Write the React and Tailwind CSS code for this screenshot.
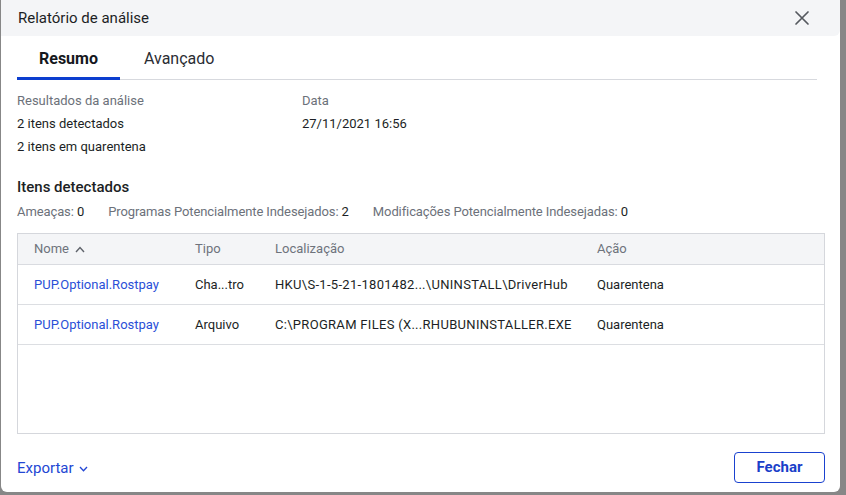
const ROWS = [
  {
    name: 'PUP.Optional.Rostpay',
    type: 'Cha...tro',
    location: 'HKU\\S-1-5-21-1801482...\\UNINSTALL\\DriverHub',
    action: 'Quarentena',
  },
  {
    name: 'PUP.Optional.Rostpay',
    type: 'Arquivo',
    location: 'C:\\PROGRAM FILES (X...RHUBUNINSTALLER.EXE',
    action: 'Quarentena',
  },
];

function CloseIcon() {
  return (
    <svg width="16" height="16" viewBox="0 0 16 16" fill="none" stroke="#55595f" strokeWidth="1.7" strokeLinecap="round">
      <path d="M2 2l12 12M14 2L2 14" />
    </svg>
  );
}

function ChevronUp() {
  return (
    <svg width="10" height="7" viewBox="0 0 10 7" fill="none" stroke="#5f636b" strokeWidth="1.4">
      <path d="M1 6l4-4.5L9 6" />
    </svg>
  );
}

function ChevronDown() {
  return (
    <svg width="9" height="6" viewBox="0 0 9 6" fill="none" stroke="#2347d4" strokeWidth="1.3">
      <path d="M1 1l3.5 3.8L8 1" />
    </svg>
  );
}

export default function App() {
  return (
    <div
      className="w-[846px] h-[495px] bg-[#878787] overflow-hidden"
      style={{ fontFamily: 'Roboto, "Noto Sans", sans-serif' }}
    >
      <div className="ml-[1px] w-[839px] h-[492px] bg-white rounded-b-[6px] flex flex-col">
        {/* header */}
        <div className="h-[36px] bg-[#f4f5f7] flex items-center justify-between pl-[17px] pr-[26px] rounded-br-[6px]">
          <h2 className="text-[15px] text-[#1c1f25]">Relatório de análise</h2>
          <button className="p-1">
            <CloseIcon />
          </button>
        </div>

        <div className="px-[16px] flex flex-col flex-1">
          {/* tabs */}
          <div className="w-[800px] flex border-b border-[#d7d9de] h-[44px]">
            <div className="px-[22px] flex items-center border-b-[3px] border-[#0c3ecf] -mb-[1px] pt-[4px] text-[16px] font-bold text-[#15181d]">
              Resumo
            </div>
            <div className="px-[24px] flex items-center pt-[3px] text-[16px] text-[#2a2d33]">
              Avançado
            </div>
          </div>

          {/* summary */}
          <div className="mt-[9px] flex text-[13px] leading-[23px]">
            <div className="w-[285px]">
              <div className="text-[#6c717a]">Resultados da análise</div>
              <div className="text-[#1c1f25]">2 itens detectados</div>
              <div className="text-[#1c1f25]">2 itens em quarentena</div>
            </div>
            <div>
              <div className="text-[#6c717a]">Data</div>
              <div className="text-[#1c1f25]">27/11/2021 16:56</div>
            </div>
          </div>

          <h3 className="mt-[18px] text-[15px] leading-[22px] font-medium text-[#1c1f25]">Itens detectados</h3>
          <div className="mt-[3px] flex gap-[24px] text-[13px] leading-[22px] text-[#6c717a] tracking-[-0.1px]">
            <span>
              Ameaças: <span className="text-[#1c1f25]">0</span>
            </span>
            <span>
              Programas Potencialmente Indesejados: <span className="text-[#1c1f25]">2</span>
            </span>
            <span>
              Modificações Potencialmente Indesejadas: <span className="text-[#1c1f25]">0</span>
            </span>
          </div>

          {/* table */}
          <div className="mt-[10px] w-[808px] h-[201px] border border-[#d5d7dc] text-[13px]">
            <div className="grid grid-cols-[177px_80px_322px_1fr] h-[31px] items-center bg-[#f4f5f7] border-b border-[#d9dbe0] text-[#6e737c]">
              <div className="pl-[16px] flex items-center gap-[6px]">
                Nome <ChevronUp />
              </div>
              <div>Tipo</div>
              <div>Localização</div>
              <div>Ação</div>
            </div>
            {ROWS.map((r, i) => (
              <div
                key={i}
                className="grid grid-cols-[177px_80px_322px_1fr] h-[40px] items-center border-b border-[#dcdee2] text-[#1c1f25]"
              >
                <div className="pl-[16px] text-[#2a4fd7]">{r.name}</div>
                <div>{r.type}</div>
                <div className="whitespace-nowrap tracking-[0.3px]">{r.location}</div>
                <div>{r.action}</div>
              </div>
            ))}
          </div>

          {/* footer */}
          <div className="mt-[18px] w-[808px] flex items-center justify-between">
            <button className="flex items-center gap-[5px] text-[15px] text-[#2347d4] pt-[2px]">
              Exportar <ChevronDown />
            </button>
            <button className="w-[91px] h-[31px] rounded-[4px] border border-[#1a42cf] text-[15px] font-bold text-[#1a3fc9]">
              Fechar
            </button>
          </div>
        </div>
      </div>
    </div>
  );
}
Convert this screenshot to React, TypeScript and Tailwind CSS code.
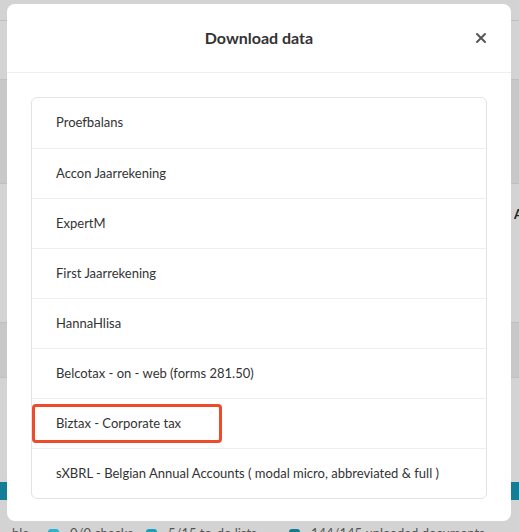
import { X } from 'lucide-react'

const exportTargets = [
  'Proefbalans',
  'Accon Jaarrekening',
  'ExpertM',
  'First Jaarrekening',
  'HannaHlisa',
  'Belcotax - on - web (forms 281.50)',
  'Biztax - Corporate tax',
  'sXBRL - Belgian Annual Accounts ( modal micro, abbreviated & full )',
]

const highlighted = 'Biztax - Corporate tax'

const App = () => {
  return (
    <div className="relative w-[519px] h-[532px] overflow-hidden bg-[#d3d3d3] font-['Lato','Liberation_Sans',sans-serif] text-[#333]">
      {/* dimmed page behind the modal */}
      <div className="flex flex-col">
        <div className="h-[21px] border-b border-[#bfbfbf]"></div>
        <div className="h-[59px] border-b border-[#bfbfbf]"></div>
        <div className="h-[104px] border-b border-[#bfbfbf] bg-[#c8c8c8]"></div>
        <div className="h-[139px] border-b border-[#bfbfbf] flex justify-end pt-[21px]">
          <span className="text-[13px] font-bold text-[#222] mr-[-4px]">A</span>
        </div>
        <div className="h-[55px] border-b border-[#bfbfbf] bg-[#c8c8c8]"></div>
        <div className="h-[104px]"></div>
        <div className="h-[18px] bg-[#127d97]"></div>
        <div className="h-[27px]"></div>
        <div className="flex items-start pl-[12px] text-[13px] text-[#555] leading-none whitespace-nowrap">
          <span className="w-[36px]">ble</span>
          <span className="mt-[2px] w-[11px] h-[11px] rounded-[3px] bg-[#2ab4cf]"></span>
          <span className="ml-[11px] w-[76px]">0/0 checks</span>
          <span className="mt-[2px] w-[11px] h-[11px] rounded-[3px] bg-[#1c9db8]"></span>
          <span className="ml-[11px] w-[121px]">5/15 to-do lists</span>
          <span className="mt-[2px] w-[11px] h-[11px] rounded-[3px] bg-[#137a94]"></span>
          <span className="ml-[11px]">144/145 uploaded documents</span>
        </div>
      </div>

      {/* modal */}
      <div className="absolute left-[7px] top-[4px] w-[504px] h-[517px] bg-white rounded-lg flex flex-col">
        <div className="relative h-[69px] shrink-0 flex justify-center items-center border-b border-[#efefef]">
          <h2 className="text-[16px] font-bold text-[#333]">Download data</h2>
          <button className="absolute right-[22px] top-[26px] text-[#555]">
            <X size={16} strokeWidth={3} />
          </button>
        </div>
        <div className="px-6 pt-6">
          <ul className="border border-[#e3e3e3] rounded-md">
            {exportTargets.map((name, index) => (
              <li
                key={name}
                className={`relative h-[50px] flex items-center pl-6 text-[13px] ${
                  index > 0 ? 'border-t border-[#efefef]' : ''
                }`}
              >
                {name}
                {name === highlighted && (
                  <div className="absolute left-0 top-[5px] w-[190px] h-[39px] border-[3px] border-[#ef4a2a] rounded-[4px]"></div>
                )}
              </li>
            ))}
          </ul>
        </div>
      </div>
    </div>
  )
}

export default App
□ □ □ □
[What this task involves] Repeat every record precisely. Any picture among them stays out of the copy.

[Response]
Write the React and Tailwind CSS code for this screenshot.
const ROWS = [
  {
    name: 'PUP.Optional.Rostpay',
    type: 'Cha...tro',
    location: 'HKU\\S-1-5-21-1801482...\\UNINSTALL\\DriverHub',
    action: 'Quarentena',
  },
  {
    name: 'PUP.Optional.Rostpay',
    type: 'Arquivo',
    location: 'C:\\PROGRAM FILES (X...RHUBUNINSTALLER.EXE',
    action: 'Quarentena',
  },
];

function CloseIcon() {
  return (
    <svg width="16" height="16" viewBox="0 0 16 16" fill="none" stroke="#55595f" strokeWidth="1.7" strokeLinecap="round">
      <path d="M2 2l12 12M14 2L2 14" />
    </svg>
  );
}

function ChevronUp() {
  return (
    <svg width="10" height="7" viewBox="0 0 10 7" fill="none" stroke="#5f636b" strokeWidth="1.4">
      <path d="M1 6l4-4.5L9 6" />
    </svg>
  );
}

function ChevronDown() {
  return (
    <svg width="9" height="6" viewBox="0 0 9 6" fill="none" stroke="#2347d4" strokeWidth="1.3">
      <path d="M1 1l3.5 3.8L8 1" />
    </svg>
  );
}

export default function App() {
  return (
    <div
      className="w-[846px] h-[495px] bg-[#878787] overflow-hidden"
      style={{ fontFamily: 'Roboto, "Noto Sans", sans-serif' }}
    >
      <div className="ml-[1px] w-[839px] h-[492px] bg-white rounded-b-[6px] flex flex-col">
        {/* header */}
        <div className="h-[36px] bg-[#f4f5f7] flex items-center justify-between pl-[17px] pr-[26px] rounded-br-[6px]">
          <h2 className="text-[15px] text-[#1c1f25]">Relatório de análise</h2>
          <button className="p-1">
            <CloseIcon />
          </button>
        </div>

        <div className="px-[16px] flex flex-col flex-1">
          {/* tabs */}
          <div className="w-[800px] flex border-b border-[#d7d9de] h-[44px]">
            <div className="px-[22px] flex items-center border-b-[3px] border-[#0c3ecf] -mb-[1px] pt-[4px] text-[16px] font-bold text-[#15181d]">
              Resumo
            </div>
            <div className="px-[24px] flex items-center pt-[3px] text-[16px] text-[#2a2d33]">
              Avançado
            </div>
          </div>

          {/* summary */}
          <div className="mt-[9px] flex text-[13px] leading-[23px]">
            <div className="w-[285px]">
              <div className="text-[#6c717a]">Resultados da análise</div>
              <div className="text-[#1c1f25]">2 itens detectados</div>
              <div className="text-[#1c1f25]">2 itens em quarentena</div>
            </div>
            <div>
              <div className="text-[#6c717a]">Data</div>
              <div className="text-[#1c1f25]">27/11/2021 16:56</div>
            </div>
          </div>

          <h3 className="mt-[18px] text-[15px] leading-[22px] font-medium text-[#1c1f25]">Itens detectados</h3>
          <div className="mt-[3px] flex gap-[24px] text-[13px] leading-[22px] text-[#6c717a] tracking-[-0.1px]">
            <span>
              Ameaças: <span className="text-[#1c1f25]">0</span>
            </span>
            <span>
              Programas Potencialmente Indesejados: <span className="text-[#1c1f25]">2</span>
            </span>
            <span>
              Modificações Potencialmente Indesejadas: <span className="text-[#1c1f25]">0</span>
            </span>
          </div>

          {/* table */}
          <div className="mt-[10px] w-[808px] h-[201px] border border-[#d5d7dc] text-[13px]">
            <div className="grid grid-cols-[177px_80px_322px_1fr] h-[31px] items-center bg-[#f4f5f7] border-b border-[#d9dbe0] text-[#6e737c]">
              <div className="pl-[16px] flex items-center gap-[6px]">
                Nome <ChevronUp />
              </div>
              <div>Tipo</div>
              <div>Localização</div>
              <div>Ação</div>
            </div>
            {ROWS.map((r, i) => (
              <div
                key={i}
                className="grid grid-cols-[177px_80px_322px_1fr] h-[40px] items-center border-b border-[#dcdee2] text-[#1c1f25]"
              >
                <div className="pl-[16px] text-[#2a4fd7]">{r.name}</div>
                <div>{r.type}</div>
                <div className="whitespace-nowrap tracking-[0.3px]">{r.location}</div>
                <div>{r.action}</div>
              </div>
            ))}
          </div>

          {/* footer */}
          <div className="mt-[18px] w-[808px] flex items-center justify-between">
            <button className="flex items-center gap-[5px] text-[15px] text-[#2347d4] pt-[2px]">
              Exportar <ChevronDown />
            </button>
            <button className="w-[91px] h-[31px] rounded-[4px] border border-[#1a42cf] text-[15px] font-bold text-[#1a3fc9]">
              Fechar
            </button>
          </div>
        </div>
      </div>
    </div>
  );
}
Convert this screenshot to React, TypeScript and Tailwind CSS code.
import { X } from 'lucide-react'

const exportTargets = [
  'Proefbalans',
  'Accon Jaarrekening',
  'ExpertM',
  'First Jaarrekening',
  'HannaHlisa',
  'Belcotax - on - web (forms 281.50)',
  'Biztax - Corporate tax',
  'sXBRL - Belgian Annual Accounts ( modal micro, abbreviated & full )',
]

const highlighted = 'Biztax - Corporate tax'

const App = () => {
  return (
    <div className="relative w-[519px] h-[532px] overflow-hidden bg-[#d3d3d3] font-['Lato','Liberation_Sans',sans-serif] text-[#333]">
      {/* dimmed page behind the modal */}
      <div className="flex flex-col">
        <div className="h-[21px] border-b border-[#bfbfbf]"></div>
        <div className="h-[59px] border-b border-[#bfbfbf]"></div>
        <div className="h-[104px] border-b border-[#bfbfbf] bg-[#c8c8c8]"></div>
        <div className="h-[139px] border-b border-[#bfbfbf] flex justify-end pt-[21px]">
          <span className="text-[13px] font-bold text-[#222] mr-[-4px]">A</span>
        </div>
        <div className="h-[55px] border-b border-[#bfbfbf] bg-[#c8c8c8]"></div>
        <div className="h-[104px]"></div>
        <div className="h-[18px] bg-[#127d97]"></div>
        <div className="h-[27px]"></div>
        <div className="flex items-start pl-[12px] text-[13px] text-[#555] leading-none whitespace-nowrap">
          <span className="w-[36px]">ble</span>
          <span className="mt-[2px] w-[11px] h-[11px] rounded-[3px] bg-[#2ab4cf]"></span>
          <span className="ml-[11px] w-[76px]">0/0 checks</span>
          <span className="mt-[2px] w-[11px] h-[11px] rounded-[3px] bg-[#1c9db8]"></span>
          <span className="ml-[11px] w-[121px]">5/15 to-do lists</span>
          <span className="mt-[2px] w-[11px] h-[11px] rounded-[3px] bg-[#137a94]"></span>
          <span className="ml-[11px]">144/145 uploaded documents</span>
        </div>
      </div>

      {/* modal */}
      <div className="absolute left-[7px] top-[4px] w-[504px] h-[517px] bg-white rounded-lg flex flex-col">
        <div className="relative h-[69px] shrink-0 flex justify-center items-center border-b border-[#efefef]">
          <h2 className="text-[16px] font-bold text-[#333]">Download data</h2>
          <button className="absolute right-[22px] top-[26px] text-[#555]">
            <X size={16} strokeWidth={3} />
          </button>
        </div>
        <div className="px-6 pt-6">
          <ul className="border border-[#e3e3e3] rounded-md">
            {exportTargets.map((name, index) => (
              <li
                key={name}
                className={`relative h-[50px] flex items-center pl-6 text-[13px] ${
                  index > 0 ? 'border-t border-[#efefef]' : ''
                }`}
              >
                {name}
                {name === highlighted && (
                  <div className="absolute left-0 top-[5px] w-[190px] h-[39px] border-[3px] border-[#ef4a2a] rounded-[4px]"></div>
                )}
              </li>
            ))}
          </ul>
        </div>
      </div>
    </div>
  )
}

export default App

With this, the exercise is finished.